During their limited spare time, the undersized but strong-armed Dorais worked on his passing technique and timing. Rockne, a smallish, 145-pound end who had been elected captain of the 1913 squad, worked on catching the ball with his hands, instead of the arms and torso. Coach Harper wanted his new team to pass more often in the coming season. The NCAA had loosened the restrictions on forward passes in 1912, and changed the ball specifications to allow a slightly longer and slimmer model that was easier to throw. A few pioneers of the forward pass such as Harper wanted to “open up” the game from its line-plunging basics.

Onlookers on the beach found the passing drills a bit odd, but entertaining. A pretty young girl, however, paid less attention to the football than she gave to the young and affable Rockne. Bonnie Skiles, a waitress in Cedar Point’s Grill Room, soon fell into a summer-time romance with Knute (ca-nute), a Norwegian immigrant. They would later marry, with Gus serving as best man.

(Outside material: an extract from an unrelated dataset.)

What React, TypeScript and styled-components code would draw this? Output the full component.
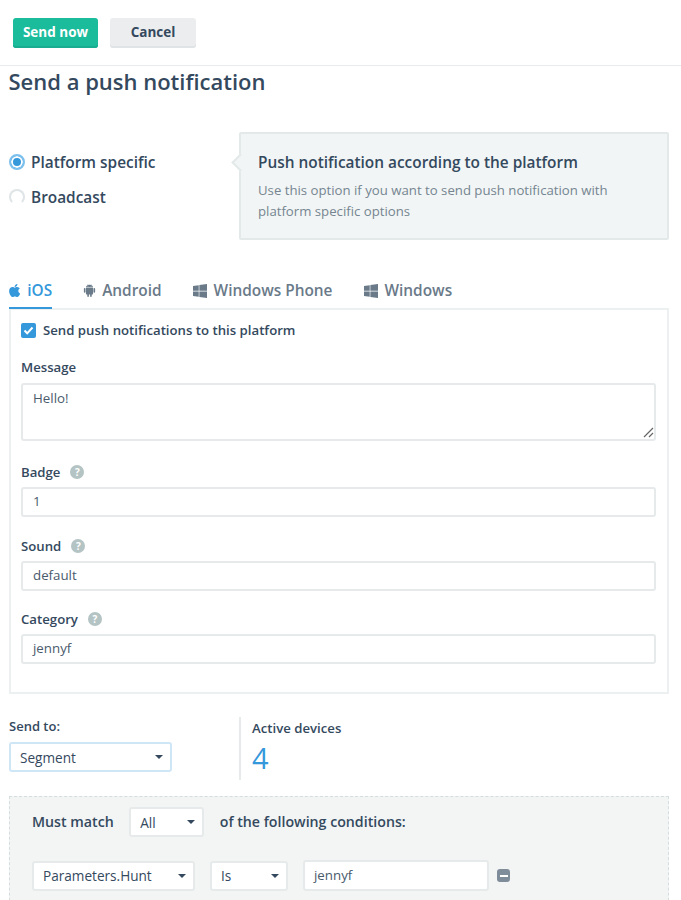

Rockne biographer Harry Stuhldreher, who was one of the legendary “Four Horsemen” at Notre Dame in 1924, described how the two players used the final minutes at night before sack time to create passing schemes. “They planned and worked out new plays in which the pass was the all-important feature. . . . It could be incorporated into a system of play along with the line buck, end run or kick.”

Dorais and Rockne also thought about how they would use the pass against Army in the fall, Notre Dame’s first encounter with the eastern powerhouse. Rockne had big plans for beating Army, and the screenwriters of the 1940 movie “Knute Rockne — All American,” envisioned that conversation with the following script.

DORAIS: Don’t be a sap, Rock. The Army will outweigh us twenty pounds to the man. We couldn’t lick ‘em if we took a shotgun along.

ROCKNE: All right, we’ll take a shotgun. . . . We’re going to pass the Army, Gus — we’re going to pass them dizzy!

DORAIS: Rock — if that works, it’ll make history!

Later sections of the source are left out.